When I tell people my investment strategy they typically say one of two things:

1)    You're an idiot. Take an Econ 101 class.
2)    Okay, good luck with that, but don't hold your breath.

For the record, I'm long most commodities – notably gold, silver, oil, natural gas, coal and agriculture.

That's not the part of my investment strategy that makes people call me an idiot.

But when I tell them that I'm waiting for the price of an ounce of gold to come close to the Dow Jones Industrial Average index – that is when they call me names and question my financial knowledge.

So for instance, if the Dow drops to 5000 and gold rises to $5,000 an ounce, I would sell my gold and buy the Dow.

Before you join the bandwagon of people calling me stupid, take a look at this 80 year chart showing the Dow/Gold ratio.
 

Dow Gold Ratio image


The Dow and gold hit near-parity in the early 1930s and the early 1980s – both of these occasions were multi-decade lows for the Dow, and the best times to build a position in stocks in the 20th century.

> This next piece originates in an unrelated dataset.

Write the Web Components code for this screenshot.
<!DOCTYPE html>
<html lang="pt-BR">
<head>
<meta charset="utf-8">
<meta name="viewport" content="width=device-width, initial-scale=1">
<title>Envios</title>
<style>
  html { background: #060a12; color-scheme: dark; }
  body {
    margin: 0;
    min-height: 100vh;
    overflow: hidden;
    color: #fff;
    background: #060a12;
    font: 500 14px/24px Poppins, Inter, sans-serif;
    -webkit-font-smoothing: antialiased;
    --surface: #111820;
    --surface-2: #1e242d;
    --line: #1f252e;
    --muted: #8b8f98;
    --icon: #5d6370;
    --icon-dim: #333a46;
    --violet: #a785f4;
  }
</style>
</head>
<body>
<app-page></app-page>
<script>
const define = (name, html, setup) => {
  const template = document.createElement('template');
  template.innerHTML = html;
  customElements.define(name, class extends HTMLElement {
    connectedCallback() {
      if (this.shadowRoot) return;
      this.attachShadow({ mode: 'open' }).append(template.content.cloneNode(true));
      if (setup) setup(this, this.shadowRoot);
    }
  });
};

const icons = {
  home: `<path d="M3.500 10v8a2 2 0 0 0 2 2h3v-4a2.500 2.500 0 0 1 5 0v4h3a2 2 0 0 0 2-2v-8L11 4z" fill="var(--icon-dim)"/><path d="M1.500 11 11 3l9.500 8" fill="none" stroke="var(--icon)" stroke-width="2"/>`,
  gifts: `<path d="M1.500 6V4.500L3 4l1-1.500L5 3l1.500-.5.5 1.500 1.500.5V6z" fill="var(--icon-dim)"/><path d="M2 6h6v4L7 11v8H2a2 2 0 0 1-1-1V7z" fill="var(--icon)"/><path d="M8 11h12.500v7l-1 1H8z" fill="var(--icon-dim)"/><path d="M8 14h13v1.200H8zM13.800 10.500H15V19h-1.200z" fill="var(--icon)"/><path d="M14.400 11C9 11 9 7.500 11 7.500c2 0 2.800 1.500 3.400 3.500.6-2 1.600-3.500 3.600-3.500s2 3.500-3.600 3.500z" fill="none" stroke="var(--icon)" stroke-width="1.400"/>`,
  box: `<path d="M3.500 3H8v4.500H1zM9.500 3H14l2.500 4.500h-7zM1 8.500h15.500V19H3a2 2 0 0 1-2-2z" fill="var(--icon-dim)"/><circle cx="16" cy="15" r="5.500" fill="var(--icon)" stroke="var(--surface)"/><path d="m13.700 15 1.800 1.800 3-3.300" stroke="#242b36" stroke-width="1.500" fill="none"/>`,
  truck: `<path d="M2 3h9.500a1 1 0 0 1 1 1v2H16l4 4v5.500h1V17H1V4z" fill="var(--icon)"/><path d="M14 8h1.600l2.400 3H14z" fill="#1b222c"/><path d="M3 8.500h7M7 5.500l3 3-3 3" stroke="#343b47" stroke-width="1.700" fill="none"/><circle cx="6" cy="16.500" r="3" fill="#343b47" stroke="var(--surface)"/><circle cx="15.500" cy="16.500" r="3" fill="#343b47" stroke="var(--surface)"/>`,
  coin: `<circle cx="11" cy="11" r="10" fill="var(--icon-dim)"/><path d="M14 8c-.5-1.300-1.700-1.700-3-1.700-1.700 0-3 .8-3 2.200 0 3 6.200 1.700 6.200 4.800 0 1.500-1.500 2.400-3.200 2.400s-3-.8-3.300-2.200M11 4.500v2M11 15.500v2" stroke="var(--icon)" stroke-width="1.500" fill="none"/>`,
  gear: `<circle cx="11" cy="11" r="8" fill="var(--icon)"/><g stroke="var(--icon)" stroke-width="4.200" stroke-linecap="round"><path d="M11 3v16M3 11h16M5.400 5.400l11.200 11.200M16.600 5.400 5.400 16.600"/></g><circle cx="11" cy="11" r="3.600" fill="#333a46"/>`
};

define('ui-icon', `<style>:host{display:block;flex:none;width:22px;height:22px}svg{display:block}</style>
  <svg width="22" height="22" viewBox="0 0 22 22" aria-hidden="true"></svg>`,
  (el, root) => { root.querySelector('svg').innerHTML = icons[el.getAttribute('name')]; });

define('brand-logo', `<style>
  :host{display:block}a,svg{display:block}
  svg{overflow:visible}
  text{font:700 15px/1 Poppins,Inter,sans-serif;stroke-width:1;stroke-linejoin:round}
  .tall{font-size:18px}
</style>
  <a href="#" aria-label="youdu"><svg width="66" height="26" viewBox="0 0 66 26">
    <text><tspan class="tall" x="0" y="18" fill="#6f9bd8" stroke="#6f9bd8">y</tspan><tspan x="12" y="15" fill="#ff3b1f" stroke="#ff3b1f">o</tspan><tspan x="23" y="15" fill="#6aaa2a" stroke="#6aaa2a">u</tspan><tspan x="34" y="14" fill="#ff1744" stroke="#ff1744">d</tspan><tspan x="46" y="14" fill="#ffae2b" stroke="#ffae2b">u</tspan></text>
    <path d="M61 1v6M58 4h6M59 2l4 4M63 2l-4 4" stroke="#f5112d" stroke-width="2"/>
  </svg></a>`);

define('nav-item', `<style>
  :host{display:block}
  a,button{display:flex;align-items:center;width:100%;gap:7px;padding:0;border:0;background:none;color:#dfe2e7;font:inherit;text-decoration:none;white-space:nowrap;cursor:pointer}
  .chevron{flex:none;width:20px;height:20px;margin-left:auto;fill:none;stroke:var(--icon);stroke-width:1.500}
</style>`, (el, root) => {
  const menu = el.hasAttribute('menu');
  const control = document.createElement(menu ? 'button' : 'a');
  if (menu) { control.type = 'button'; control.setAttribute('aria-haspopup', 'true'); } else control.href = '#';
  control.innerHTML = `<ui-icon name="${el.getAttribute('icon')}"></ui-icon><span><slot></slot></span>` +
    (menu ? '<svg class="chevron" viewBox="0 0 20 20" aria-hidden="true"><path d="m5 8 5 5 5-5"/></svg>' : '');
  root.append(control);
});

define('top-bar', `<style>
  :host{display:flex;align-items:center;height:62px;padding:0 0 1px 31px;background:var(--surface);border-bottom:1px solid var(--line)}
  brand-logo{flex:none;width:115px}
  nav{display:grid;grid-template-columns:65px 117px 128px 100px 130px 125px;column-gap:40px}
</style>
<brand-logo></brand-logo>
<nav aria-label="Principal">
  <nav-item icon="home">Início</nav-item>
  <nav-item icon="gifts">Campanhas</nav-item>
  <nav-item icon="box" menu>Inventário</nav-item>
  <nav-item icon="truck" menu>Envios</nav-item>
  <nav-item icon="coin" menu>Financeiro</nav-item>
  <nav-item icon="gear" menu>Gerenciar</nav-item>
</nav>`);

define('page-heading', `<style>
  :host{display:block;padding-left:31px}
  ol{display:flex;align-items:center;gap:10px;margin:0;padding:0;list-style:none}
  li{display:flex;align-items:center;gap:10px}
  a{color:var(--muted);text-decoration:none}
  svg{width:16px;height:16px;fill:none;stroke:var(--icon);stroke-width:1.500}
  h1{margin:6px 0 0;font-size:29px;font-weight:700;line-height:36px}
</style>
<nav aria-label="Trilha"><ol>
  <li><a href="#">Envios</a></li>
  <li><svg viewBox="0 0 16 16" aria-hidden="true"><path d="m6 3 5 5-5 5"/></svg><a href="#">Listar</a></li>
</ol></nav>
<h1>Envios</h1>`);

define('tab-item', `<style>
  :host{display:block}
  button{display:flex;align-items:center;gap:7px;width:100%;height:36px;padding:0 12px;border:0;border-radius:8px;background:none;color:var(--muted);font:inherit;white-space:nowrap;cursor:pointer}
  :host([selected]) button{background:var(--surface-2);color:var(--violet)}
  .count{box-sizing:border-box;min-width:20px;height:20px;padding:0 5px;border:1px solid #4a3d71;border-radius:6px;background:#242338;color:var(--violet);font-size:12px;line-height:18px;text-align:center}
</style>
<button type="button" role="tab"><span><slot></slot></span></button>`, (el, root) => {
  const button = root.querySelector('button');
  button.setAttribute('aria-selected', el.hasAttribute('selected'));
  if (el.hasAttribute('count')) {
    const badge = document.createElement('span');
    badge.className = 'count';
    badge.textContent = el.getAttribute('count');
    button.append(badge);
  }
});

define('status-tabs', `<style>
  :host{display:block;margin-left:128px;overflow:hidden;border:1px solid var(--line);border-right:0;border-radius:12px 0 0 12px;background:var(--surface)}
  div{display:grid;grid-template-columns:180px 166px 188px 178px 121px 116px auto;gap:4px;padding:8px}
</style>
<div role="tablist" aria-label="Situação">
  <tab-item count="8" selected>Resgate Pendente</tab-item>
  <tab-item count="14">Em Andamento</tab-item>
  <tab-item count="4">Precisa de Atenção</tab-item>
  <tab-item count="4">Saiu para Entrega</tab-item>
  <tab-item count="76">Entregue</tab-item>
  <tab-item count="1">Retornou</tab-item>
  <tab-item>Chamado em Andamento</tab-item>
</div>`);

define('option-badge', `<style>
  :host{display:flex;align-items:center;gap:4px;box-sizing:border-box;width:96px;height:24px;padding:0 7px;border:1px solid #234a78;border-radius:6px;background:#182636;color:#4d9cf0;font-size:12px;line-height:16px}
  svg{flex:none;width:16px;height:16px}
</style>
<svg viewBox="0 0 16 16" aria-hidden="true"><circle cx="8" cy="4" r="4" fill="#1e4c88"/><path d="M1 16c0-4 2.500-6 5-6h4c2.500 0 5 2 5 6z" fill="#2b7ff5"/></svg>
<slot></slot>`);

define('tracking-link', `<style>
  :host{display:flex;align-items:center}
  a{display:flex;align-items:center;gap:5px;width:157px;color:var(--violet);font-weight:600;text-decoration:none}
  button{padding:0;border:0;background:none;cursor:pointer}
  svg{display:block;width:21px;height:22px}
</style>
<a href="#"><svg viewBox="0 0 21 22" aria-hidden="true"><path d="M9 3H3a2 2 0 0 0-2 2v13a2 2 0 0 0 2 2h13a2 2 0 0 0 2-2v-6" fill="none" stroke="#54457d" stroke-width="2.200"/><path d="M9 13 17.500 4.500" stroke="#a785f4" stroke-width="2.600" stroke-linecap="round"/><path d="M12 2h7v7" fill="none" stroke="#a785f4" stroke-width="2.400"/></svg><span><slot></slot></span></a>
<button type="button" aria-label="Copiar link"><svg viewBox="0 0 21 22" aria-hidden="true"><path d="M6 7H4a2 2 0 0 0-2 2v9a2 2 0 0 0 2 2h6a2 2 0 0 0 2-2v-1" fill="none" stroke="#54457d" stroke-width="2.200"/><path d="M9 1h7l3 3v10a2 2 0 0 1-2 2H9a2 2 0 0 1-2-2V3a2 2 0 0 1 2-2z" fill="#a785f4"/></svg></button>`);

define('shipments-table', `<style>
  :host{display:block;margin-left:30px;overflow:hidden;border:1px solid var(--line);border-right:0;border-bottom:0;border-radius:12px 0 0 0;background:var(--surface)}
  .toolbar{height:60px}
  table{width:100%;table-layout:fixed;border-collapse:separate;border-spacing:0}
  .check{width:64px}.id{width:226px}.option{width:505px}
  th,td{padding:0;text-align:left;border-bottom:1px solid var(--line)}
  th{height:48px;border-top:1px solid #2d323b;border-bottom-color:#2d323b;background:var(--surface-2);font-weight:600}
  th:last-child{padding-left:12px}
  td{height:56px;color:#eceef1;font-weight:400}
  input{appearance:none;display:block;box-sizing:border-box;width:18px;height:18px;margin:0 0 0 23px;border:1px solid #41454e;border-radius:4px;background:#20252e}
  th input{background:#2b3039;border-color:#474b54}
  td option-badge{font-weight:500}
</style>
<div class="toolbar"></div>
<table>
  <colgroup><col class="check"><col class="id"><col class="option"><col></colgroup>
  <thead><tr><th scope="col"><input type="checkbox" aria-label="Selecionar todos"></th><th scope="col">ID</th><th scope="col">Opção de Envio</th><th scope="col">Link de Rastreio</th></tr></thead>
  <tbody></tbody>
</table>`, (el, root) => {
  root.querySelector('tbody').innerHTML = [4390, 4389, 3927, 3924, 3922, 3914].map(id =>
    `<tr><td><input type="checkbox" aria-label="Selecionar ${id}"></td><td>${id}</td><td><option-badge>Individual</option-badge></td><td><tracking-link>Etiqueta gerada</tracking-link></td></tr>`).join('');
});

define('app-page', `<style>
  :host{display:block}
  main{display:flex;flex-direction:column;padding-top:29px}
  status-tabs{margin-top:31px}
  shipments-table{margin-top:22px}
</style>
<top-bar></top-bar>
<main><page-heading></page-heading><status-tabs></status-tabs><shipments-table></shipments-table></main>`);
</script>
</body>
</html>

No question about it.

Lately, the Dow-Gold ratio has been plummeting.
 

That's because gold is still in a strong uptrend, and stocks are flat at best.

And while I don't have too many takers willing to bet against gold, plenty of folks question how the Dow could fall so far.

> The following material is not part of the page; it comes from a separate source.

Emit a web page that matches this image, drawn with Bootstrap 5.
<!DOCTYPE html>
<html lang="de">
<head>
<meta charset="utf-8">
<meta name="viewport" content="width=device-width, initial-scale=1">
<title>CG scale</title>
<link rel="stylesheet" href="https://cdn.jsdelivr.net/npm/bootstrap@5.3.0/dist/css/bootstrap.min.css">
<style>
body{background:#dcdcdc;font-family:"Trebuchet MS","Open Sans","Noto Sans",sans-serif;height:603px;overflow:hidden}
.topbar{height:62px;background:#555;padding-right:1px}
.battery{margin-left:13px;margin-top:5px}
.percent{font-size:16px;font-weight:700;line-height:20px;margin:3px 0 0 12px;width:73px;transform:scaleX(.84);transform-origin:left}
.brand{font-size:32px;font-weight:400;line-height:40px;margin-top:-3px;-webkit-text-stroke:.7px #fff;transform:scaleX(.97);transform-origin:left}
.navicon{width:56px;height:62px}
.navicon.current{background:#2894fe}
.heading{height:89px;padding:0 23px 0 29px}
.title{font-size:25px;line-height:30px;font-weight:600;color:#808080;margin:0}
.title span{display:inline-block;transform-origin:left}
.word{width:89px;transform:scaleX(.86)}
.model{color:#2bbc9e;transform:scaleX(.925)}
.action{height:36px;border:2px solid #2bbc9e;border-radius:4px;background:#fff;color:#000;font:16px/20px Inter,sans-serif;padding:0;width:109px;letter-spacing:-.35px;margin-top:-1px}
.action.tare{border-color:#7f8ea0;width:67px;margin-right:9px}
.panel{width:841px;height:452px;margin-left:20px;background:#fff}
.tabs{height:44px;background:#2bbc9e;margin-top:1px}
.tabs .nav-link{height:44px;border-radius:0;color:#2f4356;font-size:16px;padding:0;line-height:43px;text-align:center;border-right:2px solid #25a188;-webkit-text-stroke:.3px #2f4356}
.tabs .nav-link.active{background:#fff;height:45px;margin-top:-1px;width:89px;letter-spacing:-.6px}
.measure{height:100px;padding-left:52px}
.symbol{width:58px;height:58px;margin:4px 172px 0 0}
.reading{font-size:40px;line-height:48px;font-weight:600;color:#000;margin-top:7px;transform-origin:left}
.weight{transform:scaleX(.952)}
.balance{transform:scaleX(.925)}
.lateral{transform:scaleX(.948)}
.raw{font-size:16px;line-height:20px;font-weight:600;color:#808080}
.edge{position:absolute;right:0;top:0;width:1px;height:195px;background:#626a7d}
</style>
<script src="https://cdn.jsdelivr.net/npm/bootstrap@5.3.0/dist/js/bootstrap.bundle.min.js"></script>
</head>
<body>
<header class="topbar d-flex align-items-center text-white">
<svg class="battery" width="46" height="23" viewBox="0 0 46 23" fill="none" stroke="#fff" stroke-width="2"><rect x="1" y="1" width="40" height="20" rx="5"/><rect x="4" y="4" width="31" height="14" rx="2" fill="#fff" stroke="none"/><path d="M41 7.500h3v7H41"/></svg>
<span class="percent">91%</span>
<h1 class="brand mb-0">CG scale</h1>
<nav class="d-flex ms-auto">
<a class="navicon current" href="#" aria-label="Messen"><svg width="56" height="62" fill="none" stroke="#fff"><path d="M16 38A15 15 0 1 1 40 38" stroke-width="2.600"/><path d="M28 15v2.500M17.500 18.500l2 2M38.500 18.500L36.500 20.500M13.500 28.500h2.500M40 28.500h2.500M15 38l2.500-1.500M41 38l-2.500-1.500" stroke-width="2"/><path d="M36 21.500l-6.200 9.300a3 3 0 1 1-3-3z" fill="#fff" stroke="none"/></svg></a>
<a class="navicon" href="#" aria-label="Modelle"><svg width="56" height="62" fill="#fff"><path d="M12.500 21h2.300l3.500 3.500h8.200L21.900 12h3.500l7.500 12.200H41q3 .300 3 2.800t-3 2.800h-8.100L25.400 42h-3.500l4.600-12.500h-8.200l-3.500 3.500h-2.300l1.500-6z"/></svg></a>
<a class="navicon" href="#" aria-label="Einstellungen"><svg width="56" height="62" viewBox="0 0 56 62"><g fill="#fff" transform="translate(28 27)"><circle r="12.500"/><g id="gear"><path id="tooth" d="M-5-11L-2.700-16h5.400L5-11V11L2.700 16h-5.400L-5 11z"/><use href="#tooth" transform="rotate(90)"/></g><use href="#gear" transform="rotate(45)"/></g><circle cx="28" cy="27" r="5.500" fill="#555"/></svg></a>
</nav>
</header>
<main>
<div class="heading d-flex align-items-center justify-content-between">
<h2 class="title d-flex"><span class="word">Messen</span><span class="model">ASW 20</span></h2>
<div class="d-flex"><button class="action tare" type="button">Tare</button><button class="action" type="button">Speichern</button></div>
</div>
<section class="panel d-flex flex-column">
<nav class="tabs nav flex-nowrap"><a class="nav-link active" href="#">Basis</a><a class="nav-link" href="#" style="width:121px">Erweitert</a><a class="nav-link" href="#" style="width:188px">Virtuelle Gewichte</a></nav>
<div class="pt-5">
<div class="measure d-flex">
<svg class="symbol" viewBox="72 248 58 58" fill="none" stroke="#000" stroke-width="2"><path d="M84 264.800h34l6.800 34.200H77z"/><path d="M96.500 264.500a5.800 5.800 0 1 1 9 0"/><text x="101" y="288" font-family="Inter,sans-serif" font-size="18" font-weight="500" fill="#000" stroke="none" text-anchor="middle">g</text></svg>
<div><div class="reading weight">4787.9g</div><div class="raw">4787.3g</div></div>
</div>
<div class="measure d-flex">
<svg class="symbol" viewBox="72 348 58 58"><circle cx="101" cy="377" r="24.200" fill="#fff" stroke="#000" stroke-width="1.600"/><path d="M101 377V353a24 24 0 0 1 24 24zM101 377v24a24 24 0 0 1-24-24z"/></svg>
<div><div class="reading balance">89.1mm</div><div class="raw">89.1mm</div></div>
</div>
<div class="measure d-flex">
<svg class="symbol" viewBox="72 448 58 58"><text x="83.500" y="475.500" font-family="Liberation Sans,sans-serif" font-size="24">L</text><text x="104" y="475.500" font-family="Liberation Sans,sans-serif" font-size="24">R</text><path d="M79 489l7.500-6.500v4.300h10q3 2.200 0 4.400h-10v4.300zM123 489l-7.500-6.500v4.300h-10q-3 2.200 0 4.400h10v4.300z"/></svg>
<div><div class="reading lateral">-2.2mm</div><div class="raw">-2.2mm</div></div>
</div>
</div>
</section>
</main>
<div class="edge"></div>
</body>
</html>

So besides the ordinary reasons to be bearish on stocks now – such as massively unsustainable sovereign debts, ridiculously high unemployment, declining GDP, housing, etc – what's an even more concerning trend?

Mutual funds.

If you're reading this letter, I can probably guess two things about you.

1)    You're a baby boomer – that is, you were born between 1945-1960.
2)    You own some portion of your retirement savings in a mutual fund.

And if I'm correct, then very soon you will likely be one of the millions of people in your generation who for the first time will stop contributing to a mutual fund, and start withdrawing from it.

The mainstream media has reported that the first baby boomers began collecting Social Security en masse this year.
 

No one is talking about those same boomers who will now begin drawing down mutual funds en masse.

Boomers who began contributing to mutual funds in their late 20s and early 30s – back in the late 1970s and early 1980s – will now begin reversing this trend.

The largest generation in American history, the biggest group of investors and savers will now sell stocks.

Yes, some folks began selling in 2008 – but now it won't just be active individual investors selling, now it will be everyone, en masse – sustained selling for the next few decades, peaking sometime within the next 10 years.

So when someone asks me "how will the Dow drop so much?"

The answer is "baby boomers selling stocks."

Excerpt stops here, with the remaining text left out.